Massive undersea earthquake felt in Moscow, no casualties

MOSCOW (AFP) - A massive undersea earthquake on Friday in Russia's Far East prompted a tsunami warning and unleashed tremors across Russia including in Moscow around 7,000km away, but caused no casualties or damage.

The US Geological Survey (USGS) estimated the quake at 8.3 magnitude and placed its epicentre in the Sea of Okhotsk off the shore of the Kamchatka Peninsula at a depth of more than 600km.

Russia issued a tsunami warning for Sakhalin island and its region, prompting residents to leave their homes for higher ground.

But the warning was lifted minutes later, with no casualties.

"I was sitting at my work desk and it started shaking like this," a young woman from Sakhalin island said in televised remarks, rocking her arms. "It was scary to be honest."

"I don't know what it was, but my sofa shook a bit," an elderly woman added in remarks broadcast on Rossiya 24 television.

The quake was felt most strongly in the city of Petropavlovsk-Kamchatsky, around 560km away, but there were no casualties or damage, the emergency situations ministry said.

"It shook for a long time and it was quite scary. The walls were rocking and the chandelier shaking," one elderly woman resident told Channel One television.

"Parked cars moved back and forward a few centimetres," a young man told the channel.

The huge magnitude and great depth of the quake meant that its echoes were felt across the Eurasian continent including in the Russian capital itself.

"The whole plate - on which the continent stands - shook," Mr Anatoly Tsygankov of the state Rosgidromet environmental monitoring service told AFP.

"And this movement of the continental plate was felt all over Russia - not just in Moscow, we received calls from Nizhny Novgorod and other cities."

Aftershocks were also recorded in the Siberian regions of Krasnoyarsk, Tomsk and Novosibirsk, the emergency situations ministry said.
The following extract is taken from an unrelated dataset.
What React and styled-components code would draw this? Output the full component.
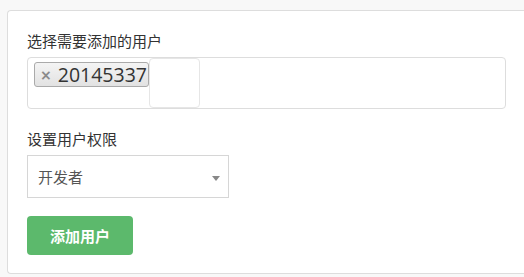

In Moscow, which is eight timezones away from the region hit by the quake, "the earthquake was felt on the top floors of high-rise buildings," the emergency situations ministry said.

It received reports of chandeliers swinging and water in aquariums shaking as a result of the quake, a ministry spokesman said.

In central Moscow, staff of an insurance company were evacuated for an hour after some saw furniture move and windows shaking, Russian media reported.

"We were sitting in the office and felt that it was shaking very strongly.

We joked that it was like an elephant had moved in," staff member Ksenia Kruglova told the Life News website.

Several other office buildings in Moscow were briefly evacuated, witnesses wrote on Twitter, posting photographs of people huddled on the street.

The emergency ministry even opened a hotline number to calm shaken Muscovites.

"Moscow is part of the zone where possible repercussions from earthquakes can be felt. It's not dangerous but important, for example, for building standards," Dr Arkady Tishkov of the Geography Institute at the Russian Academy of Sciences told Interfax.

Experts said that the last time Moscow felt serious tremors was in 1977 as a result of a major earthquake in Romania.

In the northwestern city of Saint Petersburg, a 22-storey office building was evacuated after the people working there felt the building shaking, the local emergency situations ministry said, although it was not clear if the quake was the cause.

The waves from such a quake travel long distances deep beneath Earth's surface, said Dr Alexei Lyubushin, chief researcher at the Institute of Physics of the Earth at the Russian Academy of Sciences.

"If an earthquake happens at such a low depth, the waves move along low layers, practically the mantle," he told Kommersant FM radio.

"The waves can even move through the Earth's core," he added.

There have been four major earthquakes with a similar epicentre since 1988 but because of their great depth they have not caused damage, the USGS said.